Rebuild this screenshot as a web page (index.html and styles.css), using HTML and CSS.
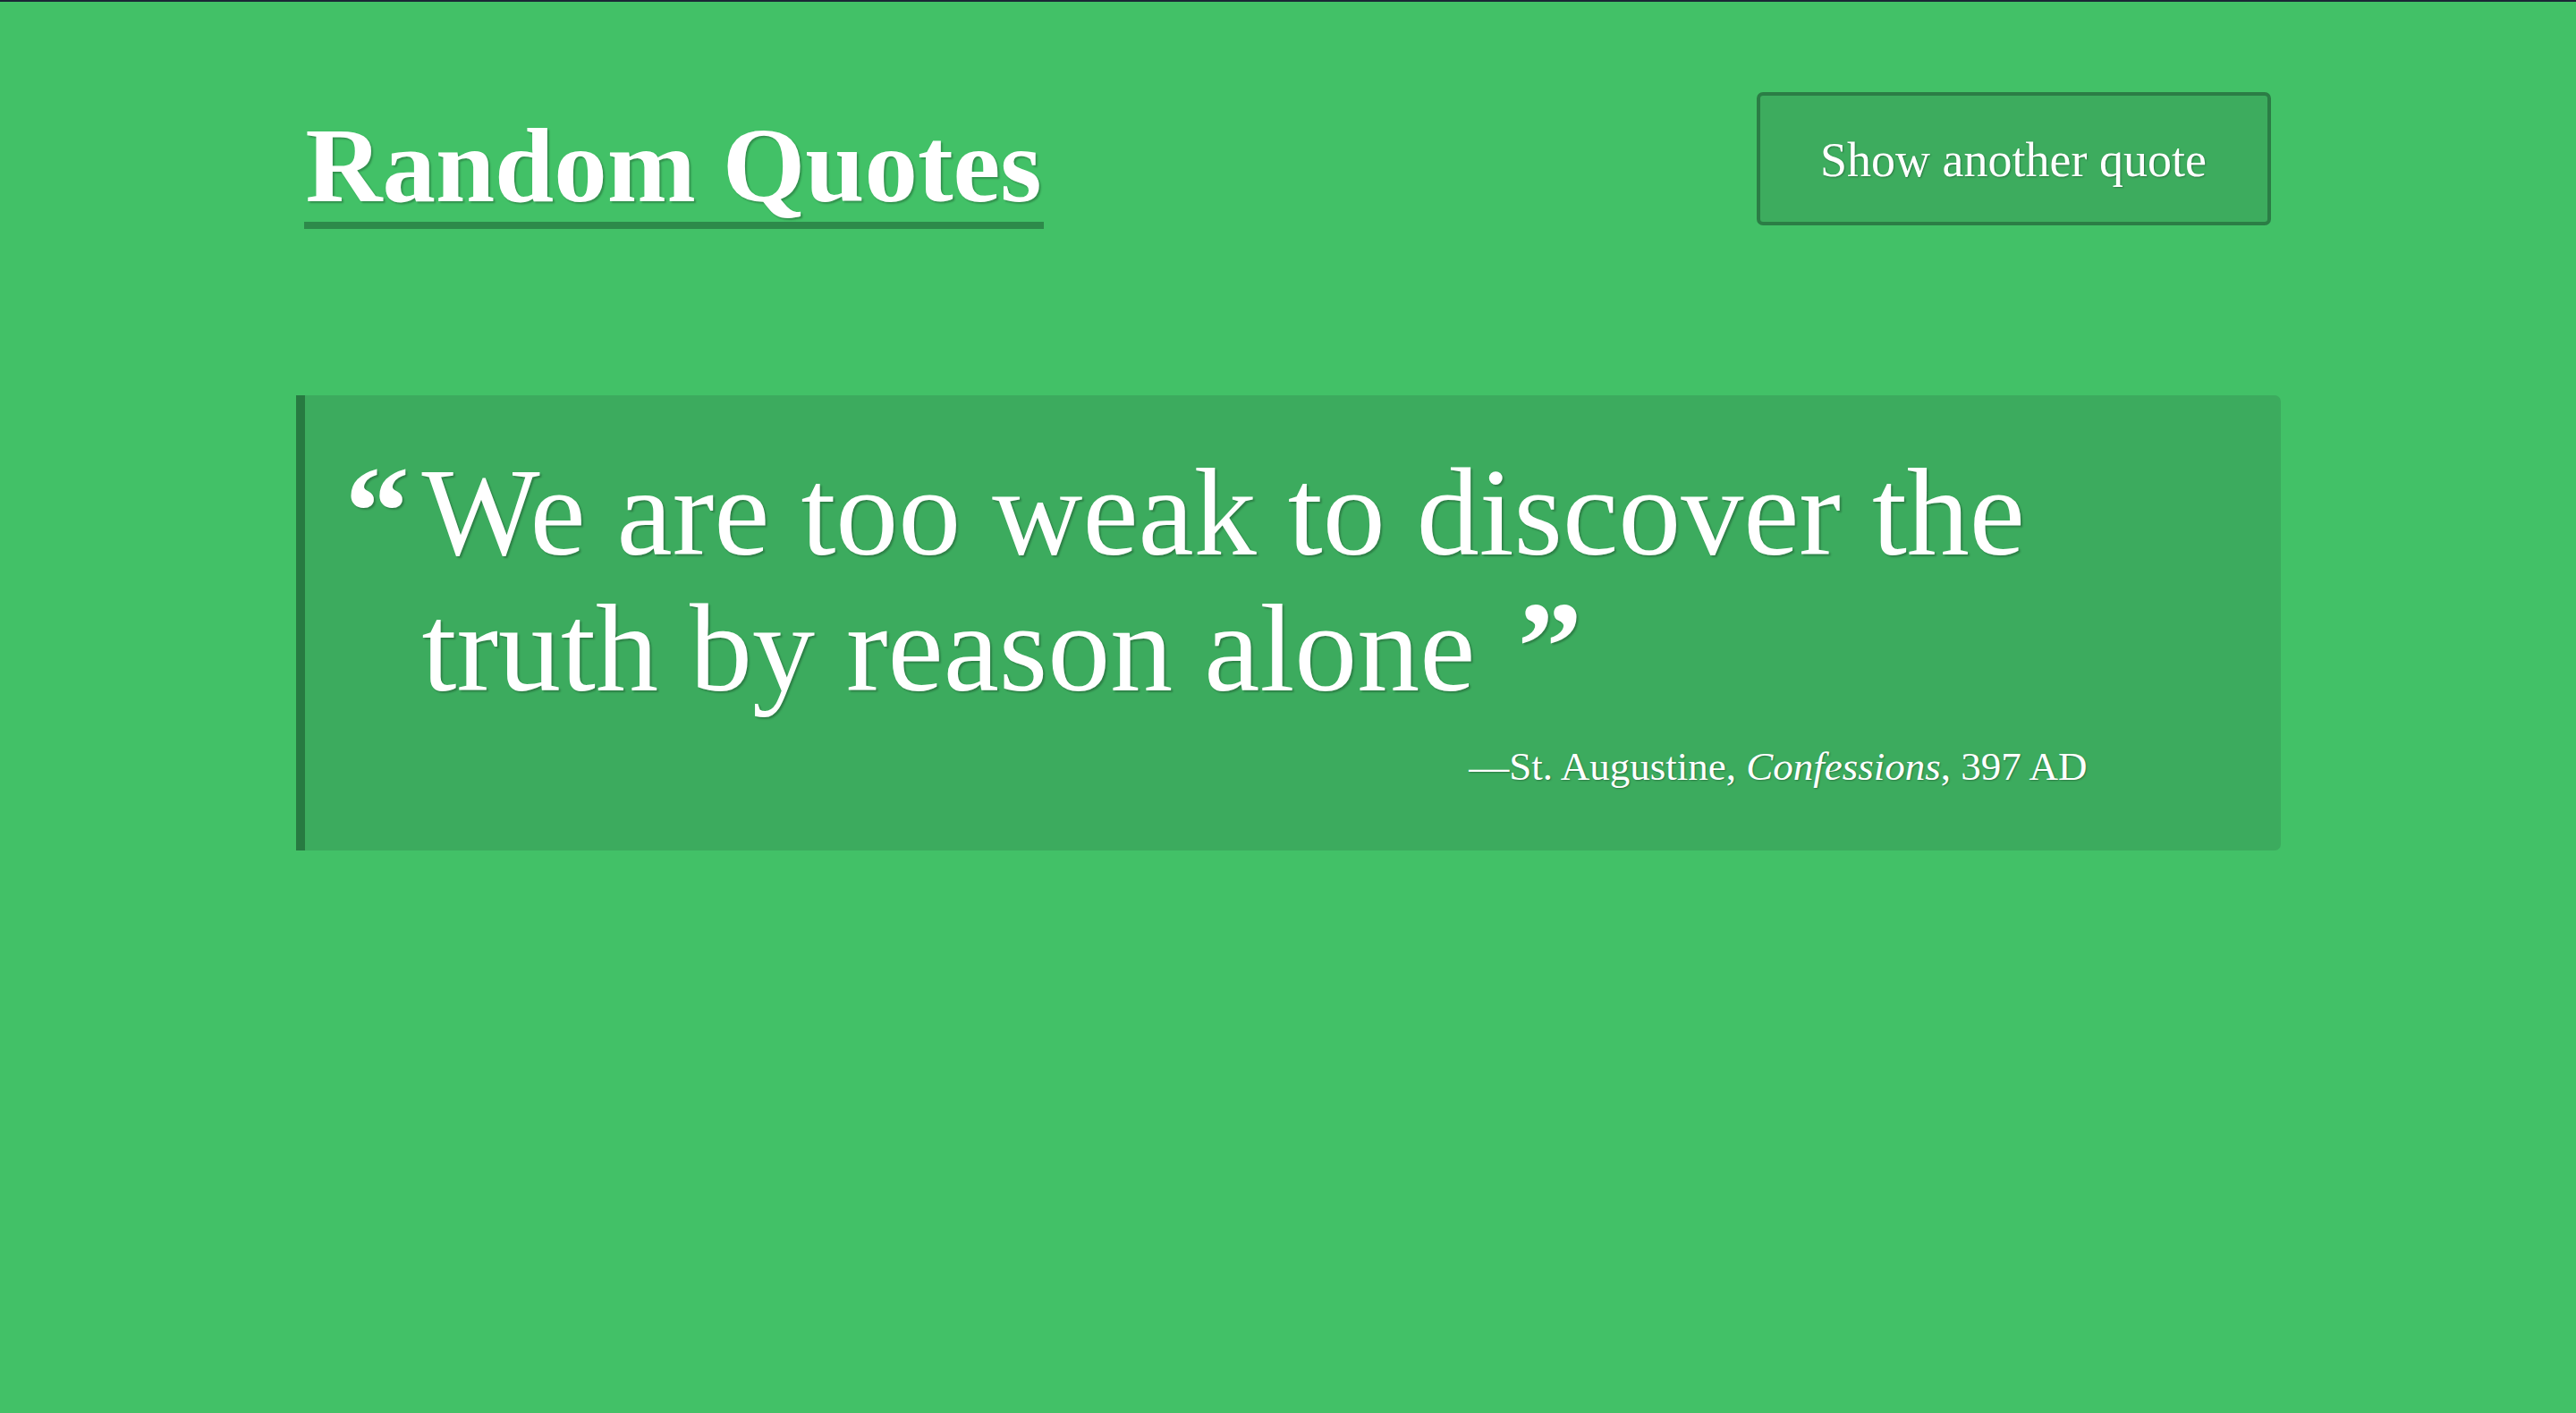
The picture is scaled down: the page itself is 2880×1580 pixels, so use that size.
FILE: index.html
```html
<!DOCTYPE html>
<html lang="en">
<head>
<meta charset="utf-8">
<title>Random Quotes</title>
<link rel="stylesheet" href="styles.css">
</head>
<body>
<div class="page">
  <header class="header">
    <h1 class="title">Random Quotes</h1>
    <button class="btn" type="button">Show another quote</button>
  </header>
  <blockquote class="quote">
    <p class="quote-text"><span class="mark open">“</span>We are too weak to discover the truth by reason alone <span class="mark close">”</span></p>
    <p class="cite">—St. Augustine, <em>Confessions</em>, 397 AD</p>
  </blockquote>
</div>
</body>
</html>
```
FILE: styles.css
```css
html, body {
  margin: 0;
  padding: 0;
}
body {
  background: #42c167;
  border-top: 2px solid #1b2736;
  min-height: 1578px;
  font-family: "Liberation Serif", "Times New Roman", serif;
  color: #ffffff;
}
.page {
  width: 2219px;
  margin: 0 auto;
  padding-top: 101px;
}
.header {
  display: flex;
  justify-content: space-between;
  align-items: flex-start;
  padding: 0 11px 0 9px;
}
.title {
  margin: 20px 0 0 0;
  font-size: 119px;
  line-height: 125px;
  font-weight: 700;
  border-bottom: 8px solid #2d8a4a;
  text-shadow: 2px 2px 2px rgba(0, 0, 0, 0.25);
  padding: 0 2px;
}
.btn {
  font-family: "Liberation Serif", "Times New Roman", serif;
  font-size: 54px;
  line-height: 65px;
  color: #ffffff;
  background: #3dac5e;
  border: 4px solid #2b7d45;
  border-radius: 7px;
  padding: 40px 0 36px;
  width: 575px;
  text-align: center;
  text-shadow: 1px 1px 2px rgba(0, 0, 0, 0.3);
}
.quote {
  margin: 186px 0 0 0;
  background: #3cab5e;
  border-left: 10px solid #277a41;
  border-radius: 0 7px 7px 0;
  padding: 55px 216px 67px 45px;
}
.quote-text {
  margin: 0;
  font-size: 140px;
  line-height: 152px;
  padding-left: 86px;
  text-indent: -86px;
  text-shadow: 2px 2px 2px rgba(0, 0, 0, 0.25);
}
.mark {
  display: inline-block;
  font-weight: 700;
  font-size: 145px;
  line-height: 60px;
  text-indent: 0;
}
.open {
  width: 86px;
}
.close {
  margin-left: 12px;
}
.cite {
  margin: 29px 0 0 0;
  font-size: 45px;
  line-height: 54px;
  text-align: right;
  text-shadow: 1px 1px 2px rgba(0, 0, 0, 0.3);
}
.cite em {
  font-style: italic;
}
```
------------------------------------------------------------
EXERCISE TASK => Output the data exactly. Pictures don't belong in the result.

TASK ANSWER =>
Rebuild this screenshot as a web page (index.html and styles.css), using HTML and CSS.
The picture is scaled down: the page itself is 2880×1580 pixels, so use that size.
FILE: index.html
```html
<!DOCTYPE html>
<html lang="en">
<head>
<meta charset="utf-8">
<title>Random Quotes</title>
<link rel="stylesheet" href="styles.css">
</head>
<body>
<div class="page">
  <header class="header">
    <h1 class="title">Random Quotes</h1>
    <button class="btn" type="button">Show another quote</button>
  </header>
  <blockquote class="quote">
    <p class="quote-text"><span class="mark open">“</span>We are too weak to discover the truth by reason alone <span class="mark close">”</span></p>
    <p class="cite">—St. Augustine, <em>Confessions</em>, 397 AD</p>
  </blockquote>
</div>
</body>
</html>
```
FILE: styles.css
```css
html, body {
  margin: 0;
  padding: 0;
}
body {
  background: #42c167;
  border-top: 2px solid #1b2736;
  min-height: 1578px;
  font-family: "Liberation Serif", "Times New Roman", serif;
  color: #ffffff;
}
.page {
  width: 2219px;
  margin: 0 auto;
  padding-top: 101px;
}
.header {
  display: flex;
  justify-content: space-between;
  align-items: flex-start;
  padding: 0 11px 0 9px;
}
.title {
  margin: 20px 0 0 0;
  font-size: 119px;
  line-height: 125px;
  font-weight: 700;
  border-bottom: 8px solid #2d8a4a;
  text-shadow: 2px 2px 2px rgba(0, 0, 0, 0.25);
  padding: 0 2px;
}
.btn {
  font-family: "Liberation Serif", "Times New Roman", serif;
  font-size: 54px;
  line-height: 65px;
  color: #ffffff;
  background: #3dac5e;
  border: 4px solid #2b7d45;
  border-radius: 7px;
  padding: 40px 0 36px;
  width: 575px;
  text-align: center;
  text-shadow: 1px 1px 2px rgba(0, 0, 0, 0.3);
}
.quote {
  margin: 186px 0 0 0;
  background: #3cab5e;
  border-left: 10px solid #277a41;
  border-radius: 0 7px 7px 0;
  padding: 55px 216px 67px 45px;
}
.quote-text {
  margin: 0;
  font-size: 140px;
  line-height: 152px;
  padding-left: 86px;
  text-indent: -86px;
  text-shadow: 2px 2px 2px rgba(0, 0, 0, 0.25);
}
.mark {
  display: inline-block;
  font-weight: 700;
  font-size: 145px;
  line-height: 60px;
  text-indent: 0;
}
.open {
  width: 86px;
}
.close {
  margin-left: 12px;
}
.cite {
  margin: 29px 0 0 0;
  font-size: 45px;
  line-height: 54px;
  text-align: right;
  text-shadow: 1px 1px 2px rgba(0, 0, 0, 0.3);
}
.cite em {
  font-style: italic;
}
```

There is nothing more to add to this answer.